By Chris Bell (not verified) on 31 Oct 2007 #permalink

Tyler, in short, you compared Coase's theory to supply-side economics in your initial post and I disagreed. You compared a far-right theory that is not supported to a mainstream theory that is well supported, just because both are sometimes used by the right to argue for policy outcomes they prefer.

I have explained why Coase won the semi-Nobel prize and I've given several examples of problems that cannot be solved without Coase's insight. You can dismiss these as "trivial" if you want - I can't make you think that something is important - but I think you sound ignorant when you say that the father of the field of Law & Economics had nothing worth saying.

By Chris Bell (not verified) on 31 Oct 2007 #permalink

You write that "the right-wing response to Clinton's first budget . . .was unanimous and unambiguous: Raising taxes on the rich will curtail economic growth and cause a recession. . . . (Yet) The economy boomed like never before in the nineties. So the supply-siders scrambled for explanations."

I don't recall any economist, supply-side (micro) or Keynesian (macro), who predicted the Clinton tax hikes would cause a recession. Politicians and pundits maybe, but not economists.

Economic growth from 1993 to 1995 ususually weak for the early years of an economic expansion -- below 3.1%, compared with 4.3% from 1983 to 1989.

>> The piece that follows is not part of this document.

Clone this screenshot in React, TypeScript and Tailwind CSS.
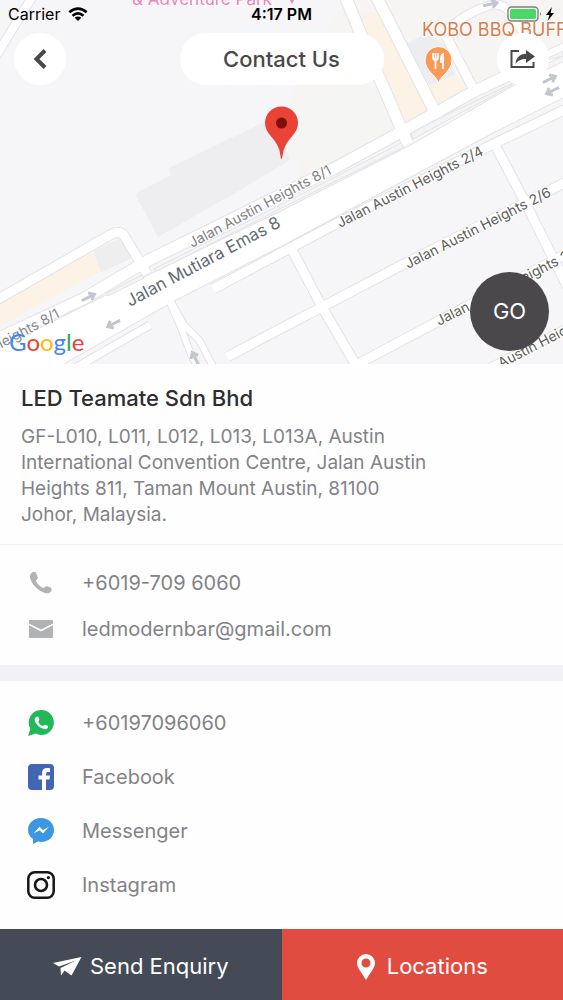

From 1993 to 1996, annual growth of real compensation per hour was essentially zero -- one tenth of one percent. You want to talk wage stagnation? Look at Clinton's first term.

The Internet sprang up in 1996, and with it the tech and telecom boom (which was not merely financial). That is called a "productivity shock."

The top tax on capital gains was cut from 28% to 20% in 1997. That is called "supply-side economics."

I'd be delighted to debate Mr. Chait or anyone else on the historical facts or academic literature regarding the economics impact of taxation, in print or in person.

Chris Edwards is not the only one to notice that Mr.Chait is ridiculously shrill and loves to call people names. This may be enjoyable to read, but it makes him look childish and weak.

"Economic growth from 1993 to 1995 ususually weak for the early years of an economic expansion -- below 3.1%, compared with 4.3% from 1983 to 1989."

This seems a bit disingenous. You're comparing a two year window of Clinton's term to the entire growth period of Reagan's term. So far as I know, the expansion didn't begin until 1983, two years after Reagan's tax-cuts were in effect. 1982 featured an unusually severe recession. It seems as though it would be difficult to find a correlation.

As far as wage-stagnation goes, as far as I know that has pretty much been the norm since the late 1960's, hardly unique to Clinton. No progressive or liberal I know of is perfectly happy with Clinton's economic policies.

I also notice that you don't deal with the "tax cuts increase revenue" claims, which are the centerpiece of supply side crackpottery.